Das Gebot, den Mindestruhegehaltssatz des § 14 Abs. 4 Satz 1 BeamtVG vorübergehend zu erhöhen, gibt den Pflichtversicherungszeiten nach § 14 a BeamtVG in aller Regel auch kein höheres Gewicht als den ruhegehaltfähigen Dienstzeiten gemäß § 6 BeamtVG. Zwar könnte der amtsbezogene Mindestruhegehaltssatz nicht wegen Zeiten nach §§ 6 ff. BeamtVG erhöht werden. Die erheblich abweichende Staffelung der Sätze nach § 14 Abs. 1 BeamtVG und nach § 14 a Abs. 2 BeamtVG hat jedoch zur Konsequenz, dass selbst bei einer deutlich längeren Pflichtversicherungszeit und einer geringeren ruhegehaltfähigen Dienstzeit die Aufstockung des Mindestruhegehaltssatzes gemäß § 14 a BeamtVG allenfalls in besonderen Ausnahmefällen einen Anspruch auf ein höheres Ruhegehalt verleiht, als dies bei einer (fiktiven) Einbeziehung der Zeit nach § 14 a BeamtVG in die ruhegehaltfähige Dienstzeit der Fall wäre."

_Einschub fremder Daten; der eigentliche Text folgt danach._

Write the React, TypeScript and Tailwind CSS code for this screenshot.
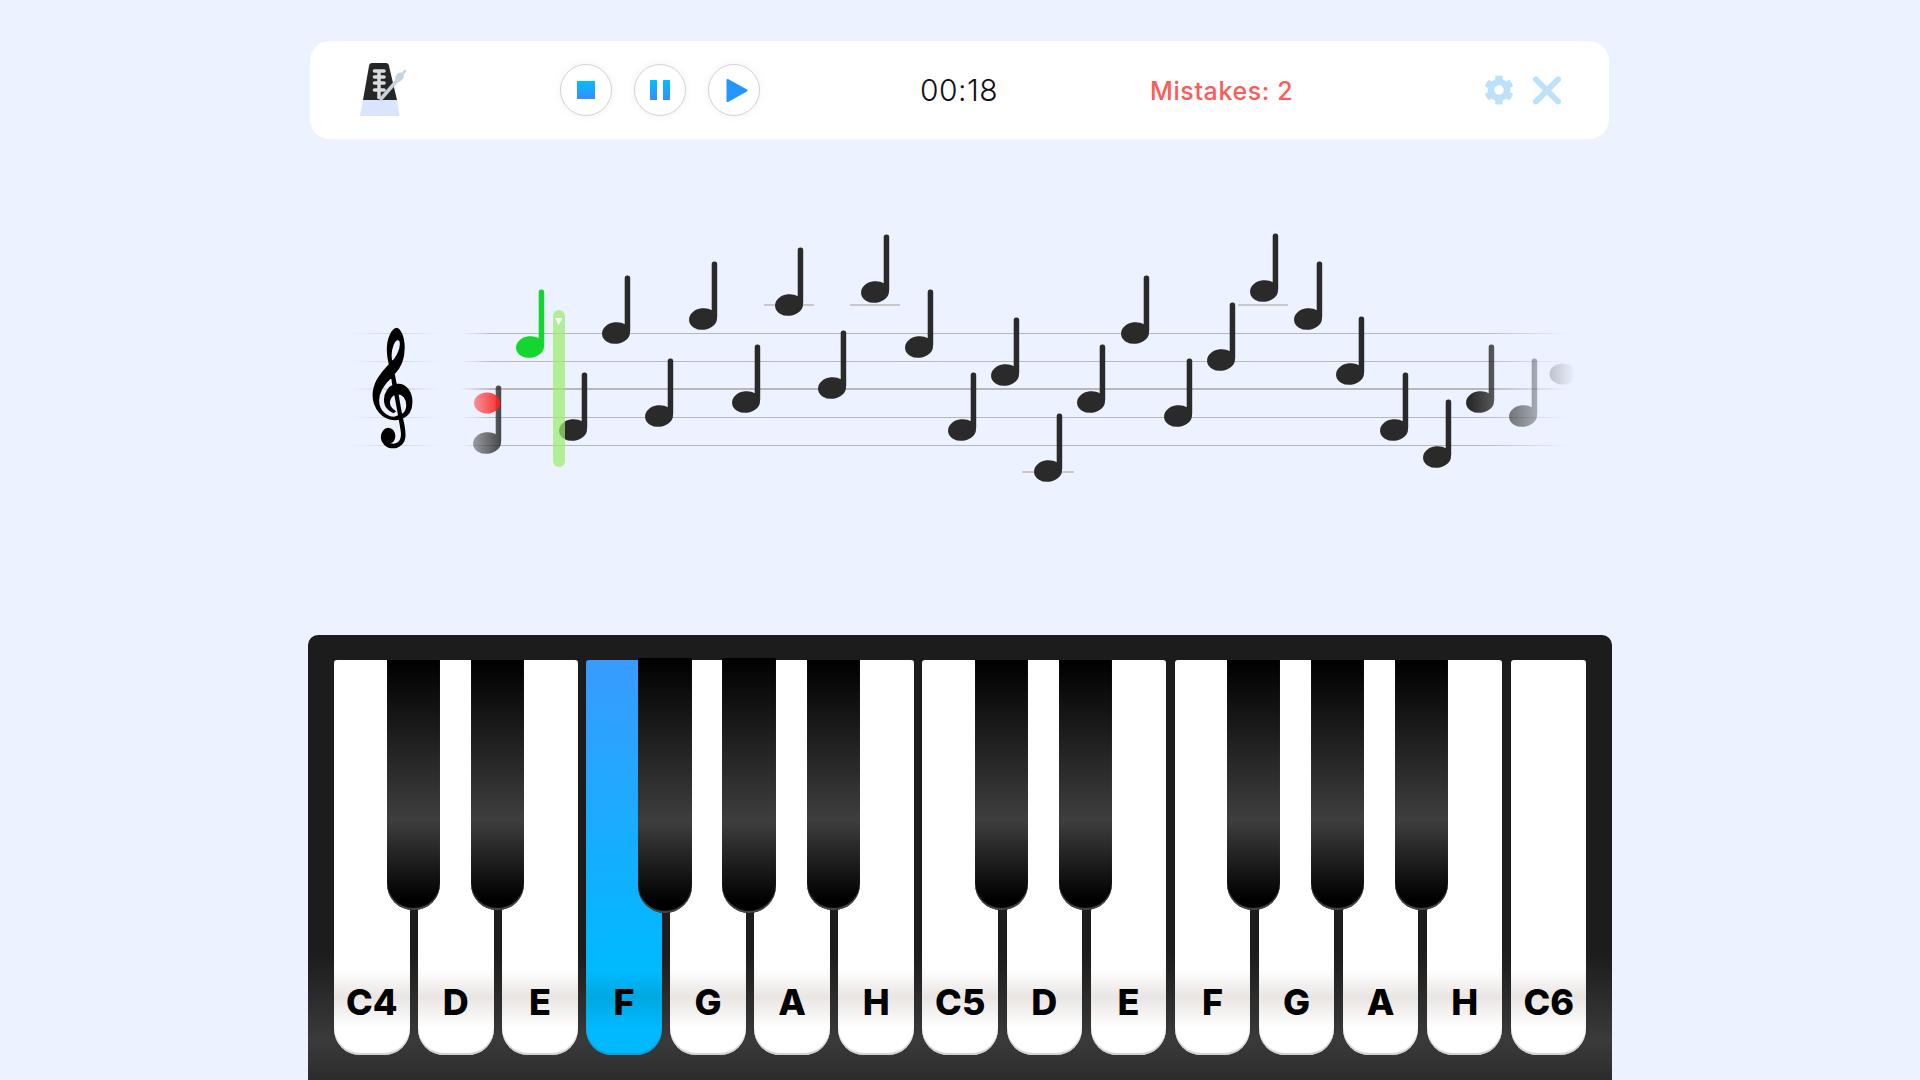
import React from 'react';
import { FaCog } from 'react-icons/fa';

const KEYS = ['C4', 'D', 'E', 'F', 'G', 'A', 'H', 'C5', 'D', 'E', 'F', 'G', 'A', 'H', 'C6'];
// white keys followed by a black one
const HAS_BLACK = [0, 1, 3, 4, 5, 7, 8, 10, 11, 12];
const ACTIVE = 3;

const STAFF = [333, 361, 389, 417, 445];

// [head x, head y]
const NOTES: [number, number][] = [
  [487, 443], [573, 430], [616, 333], [659, 416], [703, 319], [746, 402], [789, 305], [832, 388],
  [875, 292], [919, 347], [962, 430], [1005, 375], [1048, 471], [1091, 402], [1135, 333], [1178, 416],
  [1221, 360], [1264, 291], [1308, 319], [1350, 374], [1394, 430], [1437, 457], [1480, 402], [1523, 416],
];

const LEDGERS: [number, number, number][] = [
  [764, 814, 304], [850, 900, 304], [1022, 1074, 471], [1238, 1288, 304],
];

const Note = ({ x, y, fill }: { x: number; y: number; fill: string }) => (
  <g fill={fill}>
    <ellipse cx={x} cy={y} rx={14} ry={10.8} transform={`rotate(-6 ${x} ${y})`} />
    <rect x={x + 8.7} y={y - 57.5} width={5.5} height={57.5} rx={2.5} />
  </g>
);

const Metronome = () => (
  <svg width="46" height="54" viewBox="0 0 46 54">
    <path d="M3 37 9 3Q9.5 0 12 0H26Q28.5 0 29 3L37 37Z" fill="#262626" />
    <path d="M3 37H37L39.5 53H0Z" fill="#d8e5fd" />
    <path d="M19 7V36" stroke="#d8dde2" strokeWidth="3.5" />
    <g stroke="#d8dde2" strokeWidth="3.6" strokeLinecap="round">
      <path d="M14.5 8H24" />
      <path d="M14.5 14H24" />
      <path d="M14.5 20H24" />
      <path d="M14.5 27H24" />
    </g>
    <path d="M20 37 41 13" stroke="#c8d2dc" strokeWidth="3.5" />
    <path d="M41 13 45 8" stroke="#c8d2dc" strokeWidth="2.5" strokeLinecap="round" />
    <ellipse cx="39.5" cy="14" rx="3.8" ry="5" transform="rotate(40 39.5 14)" fill="#c8d2dc" />
  </svg>
);

const RoundButton = ({ children }: { children: React.ReactNode }) => (
  <button className="flex h-[52px] w-[52px] items-center justify-center rounded-full border border-[#d4d4d4] bg-white shadow-[0_0_10px_rgba(0,0,0,0.06)]">
    {children}
  </button>
);

const Score = () => (
  <svg width="1300" height="496" viewBox="310 139 1300 496" className="block">
    <defs>
      <linearGradient id="fade" gradientUnits="userSpaceOnUse" x1="445" x2="1575" y1="0" y2="0">
        <stop offset="0" stopColor="#fff" stopOpacity="0" />
        <stop offset="0.058" stopColor="#fff" stopOpacity="1" />
        <stop offset="0.907" stopColor="#fff" stopOpacity="1" />
        <stop offset="1" stopColor="#fff" stopOpacity="0" />
      </linearGradient>
      <linearGradient id="lineFade" gradientUnits="userSpaceOnUse" x1="460" x2="1570" y1="0" y2="0">
        <stop offset="0" stopColor="#b8b8b8" stopOpacity="0" />
        <stop offset="0.03" stopColor="#b8b8b8" stopOpacity="1" />
        <stop offset="0.92" stopColor="#b8b8b8" stopOpacity="1" />
        <stop offset="1" stopColor="#b8b8b8" stopOpacity="0" />
      </linearGradient>
      <linearGradient id="clefFade" gradientUnits="userSpaceOnUse" x1="350" x2="440" y1="0" y2="0">
        <stop offset="0" stopColor="#bdbdbd" stopOpacity="0" />
        <stop offset="0.5" stopColor="#bdbdbd" stopOpacity="0.55" />
        <stop offset="1" stopColor="#bdbdbd" stopOpacity="0" />
      </linearGradient>
      <linearGradient id="redFade" gradientUnits="userSpaceOnUse" x1="474" x2="500" y1="0" y2="0">
        <stop offset="0" stopColor="#ff3030" stopOpacity="0.5" />
        <stop offset="1" stopColor="#ff2020" stopOpacity="0.95" />
      </linearGradient>
      <linearGradient id="blue" x1="0" x2="0" y1="0" y2="1">
        <stop offset="0" stopColor="#00bfff" />
        <stop offset="1" stopColor="#3a8dff" />
      </linearGradient>
      <mask id="fadeMask" maskUnits="userSpaceOnUse" x="440" y="139" width="1140" height="496">
        <rect x="440" y="139" width="1140" height="496" fill="url(#fade)" />
      </mask>
    </defs>

    {STAFF.map((y) => (
      <rect key={y} x="350" y={y === 389 ? 388 : y} width="90" height={y === 389 ? 2 : 1} fill="url(#clefFade)" />
    ))}
    <text
      transform="translate(389 418) scale(0.9 1)"
      fontSize="98.6"
      textAnchor="middle"
      fontFamily="'DejaVu Sans', sans-serif"
      fill="#000"
      stroke="#000"
      strokeWidth="2.6"
    >
      𝄞
    </text>

    {STAFF.map((y) => (
      <rect key={y} x="460" y={y === 389 ? 388 : y} width="1110" height={y === 389 ? 2 : 1} fill="url(#lineFade)" />
    ))}

    <g mask="url(#fadeMask)">
      {LEDGERS.map(([a, b, y]) => (
        <rect key={a} x={a} y={y} width={b - a} height="2" fill="#c9c9cd" />
      ))}
      {NOTES.map(([x, y]) => (
        <Note key={x} x={x} y={y} fill="#2a2a2a" />
      ))}
      <ellipse cx="1563" cy="374" rx="13.5" ry="10.5" fill="#2a2a2a" />
    </g>
    <ellipse cx="487" cy="403" rx="13" ry="10.5" fill="url(#redFade)" />

    <Note x={530} y={347} fill="#14d62e" />

    <rect x="553" y="310" width="12" height="157" rx="6" fill="#9dec6f" fillOpacity="0.72" />
    <path d="M555 318H562.5L558.7 325Z" fill="#fff" />
  </svg>
);

export default function App() {
  return (
    <div className="flex h-[1080px] w-full flex-col items-center overflow-hidden bg-[#ecf2ff] pt-[41px] font-['Inter','Liberation_Sans',sans-serif]">
      <header className="mr-[1px] flex h-[98px] w-[1299px] shrink-0 items-center rounded-[20px] bg-white pl-[50px]">
        <Metronome />
        <div className="ml-[154px] flex gap-[22px]">
          <RoundButton>
            <svg width="18" height="18" viewBox="0 0 18 18">
              <rect width="18" height="18" fill="url(#blue)" />
            </svg>
          </RoundButton>
          <RoundButton>
            <svg width="20" height="20" viewBox="0 0 20 20">
              <rect width="7" height="20" rx="0.5" fill="url(#blue)" />
              <rect x="13" width="7" height="20" rx="0.5" fill="url(#blue)" />
            </svg>
          </RoundButton>
          <RoundButton>
            <svg className="ml-[6px]" width="22" height="25" viewBox="0 0 22 25">
              <path d="M1.5 2 20.5 12.5 1.5 23Z" fill="#2496ff" stroke="#2496ff" strokeWidth="2" strokeLinejoin="round" />
            </svg>
          </RoundButton>
        </div>
        <span className="ml-[160px] w-[78px] text-center text-[30px] leading-none font-light tracking-[0.5px] text-[#111111]">00:18</span>
        <span className="mt-[2px] ml-[152px] text-[25px] leading-none font-medium tracking-[0.6px] text-[#ff5a5a]">Mistakes: 2</span>
        <div className="ml-[191px] flex items-center gap-[19px] text-[#bde0fb]">
          <FaCog size={30} />
          <svg width="28" height="29" viewBox="0 0 28 29">
            <path d="M3 3.5 25 25.5M25 3.5 3 25.5" stroke="currentColor" strokeWidth="6" strokeLinecap="round" />
          </svg>
        </div>
      </header>

      <div className="h-[496px] shrink-0">
        <Score />
      </div>

      <div className="flex h-[445px] w-[1304px] shrink-0 gap-[8.47px] rounded-t-[10px] bg-[linear-gradient(180deg,#1c1c1c_0%,#1c1c1c_71.5%,#3a3a3a_91%,#2c2c2c_100%)] px-[26px] pt-[25px]">
        {KEYS.map((label, i) => (
          <div
            key={i}
            className={
              i === ACTIVE
                ? 'relative flex h-[395px] w-[75.6px] shrink-0 items-end justify-center rounded-t-[3px] rounded-b-[26px] bg-[linear-gradient(180deg,#3a9bff_0%,#00b9ff_76%,#00b9ff_78.5%,#00a8e0_85.3%,#00b9ff_93%)] pb-[35px] shadow-[inset_0_-2px_1px_#0aa0e0]'
                : 'relative flex h-[395px] w-[75.6px] shrink-0 items-end justify-center rounded-t-[3px] rounded-b-[26px] bg-[linear-gradient(180deg,#ffffff_0%,#ffffff_78.5%,#e9e5e3_85.3%,#ffffff_93%)] pb-[35px] shadow-[inset_0_-2px_1px_#d0d0d0]'
            }
          >
            <span className="text-[36px] leading-none font-extrabold text-black">{label}</span>
            {HAS_BLACK.includes(i) && (
              <div
                className={
                  i === ACTIVE || i === ACTIVE + 1
                    ? 'absolute -top-[2px] left-[52px] z-10 h-[255px] w-[54px] rounded-b-[27px] bg-[linear-gradient(180deg,#000000_0%,#3e3e3e_64%,#000000_96%)] shadow-[inset_0_-2px_1px_#4a4a4a]'
                    : 'absolute top-0 left-[52.5px] z-10 h-[250px] w-[53px] rounded-b-[26px] bg-[linear-gradient(180deg,#000000_0%,#3e3e3e_64%,#000000_96%)] shadow-[inset_0_-2px_1px_#4a4a4a]'
                }
              />
            )}
          </div>
        ))}
      </div>
    </div>
  );
}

Dem schließt sich das Gericht an. Die Ausführungen des Beklagen im Schriftsatz vom 28. März 2006 stellen die ausführliche und überzeugende Begründung der oben genannten Entscheidung nicht in Frage und geben keinen Anlass zu einer abweichenden Beurteilung.

Der Anspruch auf Gewährung der beantragten Prozesszinsen ergibt sich aus einer entsprechenden Anwendung von § 291 BGB.

Die Kostenentscheidung beruht auf § 154 Abs. 1 VwGO. Die Entscheidung über die vorläufige Vollstreckbarkeit des Urteils beruht auf § 167 VwGO i. V. m. §§ 709 Satz 1 ZPO.